Software Craftsmanship

Software Craftsmanship with Bob Martin


This week I am going to talk about the podcast “Software Craftsmanship with Bob Martin”
First of all, Bob, also known as uncle Bob, is a software developer but he is also an architect and many other things but the center of the idea are those two, but what he likes most is developing software, he loves to have the hands in the keyboard.

To be in context, uncle Bob is founder of a company that offers mentoring, training help to the code teams to adapt and get better practices. One of the things he emphasizes is that people who take decisions as architect or team leader should be involucrate in the coding process, I really liked the phrase, they need to have the fingers on the keyboard.

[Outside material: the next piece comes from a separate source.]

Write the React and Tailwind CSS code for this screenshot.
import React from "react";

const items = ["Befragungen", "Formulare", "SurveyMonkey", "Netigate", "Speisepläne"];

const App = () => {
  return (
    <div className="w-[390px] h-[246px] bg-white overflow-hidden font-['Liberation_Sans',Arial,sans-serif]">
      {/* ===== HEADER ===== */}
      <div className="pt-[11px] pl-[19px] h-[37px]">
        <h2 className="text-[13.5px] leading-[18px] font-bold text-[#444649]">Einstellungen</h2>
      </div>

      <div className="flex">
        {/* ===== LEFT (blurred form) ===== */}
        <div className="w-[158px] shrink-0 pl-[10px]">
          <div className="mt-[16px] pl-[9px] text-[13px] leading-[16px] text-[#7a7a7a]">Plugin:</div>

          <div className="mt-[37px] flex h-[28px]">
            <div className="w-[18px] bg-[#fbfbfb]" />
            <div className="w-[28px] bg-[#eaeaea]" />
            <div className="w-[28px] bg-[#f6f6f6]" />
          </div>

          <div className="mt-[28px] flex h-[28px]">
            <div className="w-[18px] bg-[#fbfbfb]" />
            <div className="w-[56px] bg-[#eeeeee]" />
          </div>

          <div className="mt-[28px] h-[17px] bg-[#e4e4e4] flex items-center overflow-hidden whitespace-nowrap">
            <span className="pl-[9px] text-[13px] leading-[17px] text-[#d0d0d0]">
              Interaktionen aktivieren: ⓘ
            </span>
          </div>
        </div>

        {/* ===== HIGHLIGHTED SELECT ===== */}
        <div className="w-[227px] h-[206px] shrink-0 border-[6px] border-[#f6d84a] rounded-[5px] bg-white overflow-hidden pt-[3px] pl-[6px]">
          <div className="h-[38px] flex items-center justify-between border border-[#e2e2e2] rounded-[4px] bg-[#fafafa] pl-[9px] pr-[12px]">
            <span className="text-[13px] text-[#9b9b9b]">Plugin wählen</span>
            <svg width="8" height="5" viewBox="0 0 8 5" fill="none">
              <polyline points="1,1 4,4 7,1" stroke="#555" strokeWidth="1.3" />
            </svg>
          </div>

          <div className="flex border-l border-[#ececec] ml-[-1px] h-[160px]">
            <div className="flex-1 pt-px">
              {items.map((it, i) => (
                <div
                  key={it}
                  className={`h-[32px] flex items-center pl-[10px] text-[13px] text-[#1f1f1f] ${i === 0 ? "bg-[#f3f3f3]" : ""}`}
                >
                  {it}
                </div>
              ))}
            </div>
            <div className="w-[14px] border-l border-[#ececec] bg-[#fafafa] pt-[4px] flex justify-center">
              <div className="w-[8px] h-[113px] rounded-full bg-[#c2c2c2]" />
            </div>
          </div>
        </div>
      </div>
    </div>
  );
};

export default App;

The software craftsmanship as Bob Martin tells is a way where new developers that are involved in programming world can learn, not only coding techniques, from the more experimented people in the industry. The basic idea is that a master or mentor whose labor is to share the knowledge, tools and skills for code, document, or work in teams with the “new guys”. Why? The goal is to create a community for developer to developers, like happens with lawyers or doctors where all the knowledge is flowing from one person to another changing the way in that the community works.

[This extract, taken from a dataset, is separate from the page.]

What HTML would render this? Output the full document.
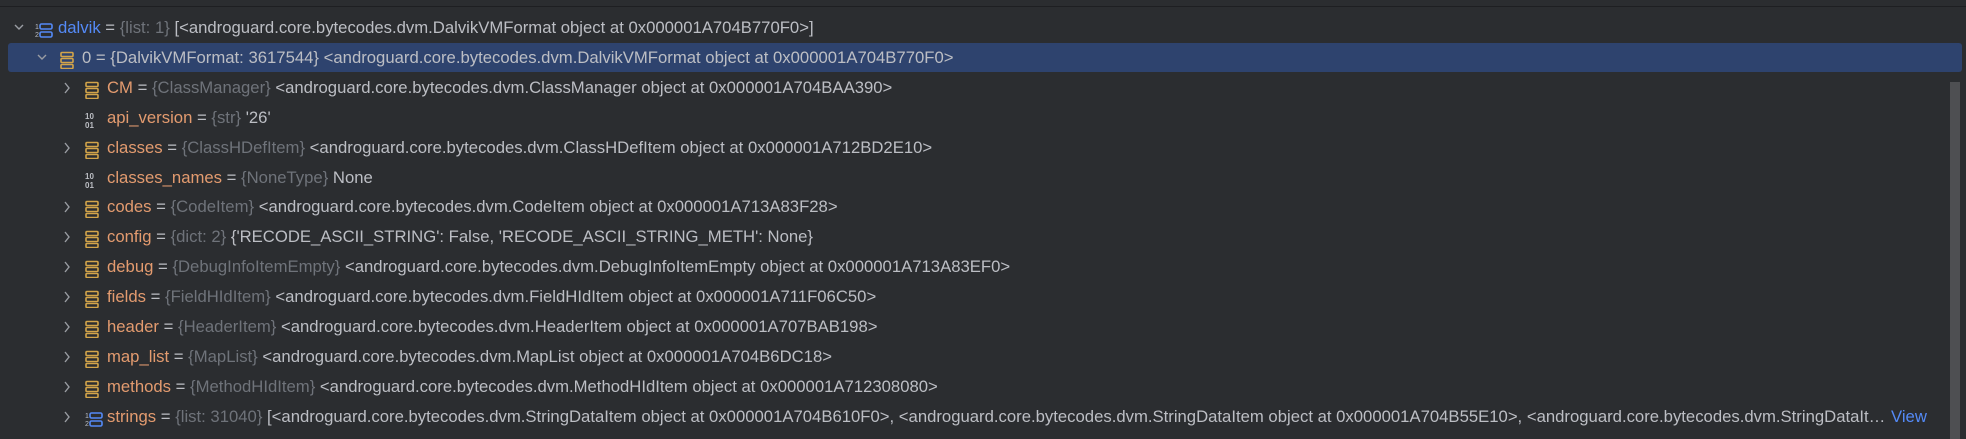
<!DOCTYPE html>
<html><head><meta charset="utf-8"><style>
body{margin:0;width:1966px;height:439px;background:#2b2d30;overflow:hidden;font-family:"Segoe UI","Liberation Sans",sans-serif;font-size:16.7px;color:#bcbec4;position:relative}
.top{position:absolute;left:0;top:0;width:1966px;height:6px;background:#2b2d30;border-bottom:1px solid #1e1f22}
.sel{position:absolute;left:8px;top:43px;width:1954px;height:29px;background:#2e436e;border-radius:3px}
.row{position:absolute;left:0;height:30px;line-height:30px;white-space:nowrap}
.chev{position:absolute;top:0;width:12px;height:30px}
.ic{position:absolute;top:6px}
.t{position:absolute;top:0}
.n{color:#e39b6f}
.b{color:#548af7}
.g{color:#6f737a}
.sb{position:absolute;left:1950px;top:82px;width:10px;height:357px;background:#4e4f52}
.clip{overflow:hidden;text-overflow:ellipsis;width:1781px}
.view{position:absolute;left:1891px;top:0;color:#548af7}
</style></head><body>
<div class="top"></div>
<div class="sel"></div>
<div class="sb"></div>
<div id="rows"></div>
<script>
var down='<svg width="12" height="30"><path d="M2 12 L6 16 L10 12" stroke="#9a9da3" stroke-width="1.4" fill="none"/></svg>';
var right='<svg width="12" height="30"><path d="M4 10 L8 15 L4 20" stroke="#9a9da3" stroke-width="1.4" fill="none"/></svg>';
var obj='<svg width="14" height="18"><g fill="none" stroke="#d2a44a" stroke-width="1.6"><rect x="1" y="1.5" width="12" height="4" rx="1"/><rect x="1" y="7.5" width="12" height="4" rx="1"/><rect x="1" y="13.5" width="12" height="4" rx="1"/></g></svg>';
var list='<svg width="18" height="18"><text x="0" y="8" font-size="7" fill="#bcbec4" font-family="Liberation Sans">1</text><text x="0" y="16" font-size="7" fill="#bcbec4" font-family="Liberation Sans">2</text><g fill="none" stroke="#548af7" stroke-width="1.6"><rect x="5" y="3" width="12" height="5" rx="1.5"/><rect x="5" y="11" width="12" height="5" rx="1.5"/></g></svg>';
var bin='<svg width="14" height="18"><text x="0" y="8" font-size="8" font-weight="bold" fill="#bcbec4" font-family="Liberation Sans">10</text><text x="0" y="17" font-size="8" font-weight="bold" fill="#bcbec4" font-family="Liberation Sans">01</text></svg>';
var A='androguard.core.bytecodes.dvm.';
var rows=[
[0,down,list,'<span class="b">dalvik</span> = <span class="g">{list: 1}</span> [&lt;'+A+'DalvikVMFormat object at 0x000001A704B770F0&gt;]'],
[1,down,obj,'0 = {DalvikVMFormat: 3617544} &lt;'+A+'DalvikVMFormat object at 0x000001A704B770F0&gt;'],
[2,right,obj,'<span class="n">CM</span> = <span class="g">{ClassManager}</span> &lt;'+A+'ClassManager object at 0x000001A704BAA390&gt;'],
[2,'',bin,'<span class="n">api_version</span> = <span class="g">{str}</span> \'26\''],
[2,right,obj,'<span class="n">classes</span> = <span class="g">{ClassHDefItem}</span> &lt;'+A+'ClassHDefItem object at 0x000001A712BD2E10&gt;'],
[2,'',bin,'<span class="n">classes_names</span> = <span class="g">{NoneType}</span> None'],
[2,right,obj,'<span class="n">codes</span> = <span class="g">{CodeItem}</span> &lt;'+A+'CodeItem object at 0x000001A713A83F28&gt;'],
[2,right,obj,'<span class="n">config</span> = <span class="g">{dict: 2}</span> {\'RECODE_ASCII_STRING\': False, \'RECODE_ASCII_STRING_METH\': None}'],
[2,right,obj,'<span class="n">debug</span> = <span class="g">{DebugInfoItemEmpty}</span> &lt;'+A+'DebugInfoItemEmpty object at 0x000001A713A83EF0&gt;'],
[2,right,obj,'<span class="n">fields</span> = <span class="g">{FieldHIdItem}</span> &lt;'+A+'FieldHIdItem object at 0x000001A711F06C50&gt;'],
[2,right,obj,'<span class="n">header</span> = <span class="g">{HeaderItem}</span> &lt;'+A+'HeaderItem object at 0x000001A707BAB198&gt;'],
[2,right,obj,'<span class="n">map_list</span> = <span class="g">{MapList}</span> &lt;'+A+'MapList object at 0x000001A704B6DC18&gt;'],
[2,right,obj,'<span class="n">methods</span> = <span class="g">{MethodHIdItem}</span> &lt;'+A+'MethodHIdItem object at 0x000001A712308080&gt;'],
[2,right,list,'<span class="n">strings</span> = <span class="g">{list: 31040}</span> [&lt;'+A+'StringDataItem object at 0x000001A704B610F0&gt;, &lt;'+A+'StringDataItem object at 0x000001A704B55E10&gt;, &lt;'+A+'StringDataItem object at 0x000001A704B55E80&gt;]',1]
];
var chx=[13,36,61],icx=[35,60,85],tx=[58,82,107],h='';
rows.forEach(function(r,i){var y=13+i*29.9;var L=r[0];
h+='<div class="row" style="top:'+y+'px;width:1945px;overflow:hidden"><div class="chev" style="left:'+chx[L]+'px">'+r[1]+'</div><div class="ic" style="left:'+icx[L]+'px">'+r[2]+'</div><div class="t'+(r[4]?' clip':'')+'" style="left:'+tx[L]+'px">'+r[3]+'</div>'+(r[4]?'<div class="view">View</div>':'')+'</div>';});
document.getElementById('rows').innerHTML=h;
</script>
</body></html>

Also, Bob mentioned that you have to learn many things when you are working in order to get a high-quality code, because the software creation is a process for learning how to code it. Besides if you learn many ways to refactor and optimize the code and of course, you follow them, you will be proud of it when you see your code is not a mess.

The radio announcer asked Bob for some good practices for developing high quality software, Bob´s answer was

  • ·       Test of development.
  • ·       Check the code continuously and when some unit test fail, stop the developing process, check the code and find why and where the code failed.
  • ·       Pear programming and extreme programming.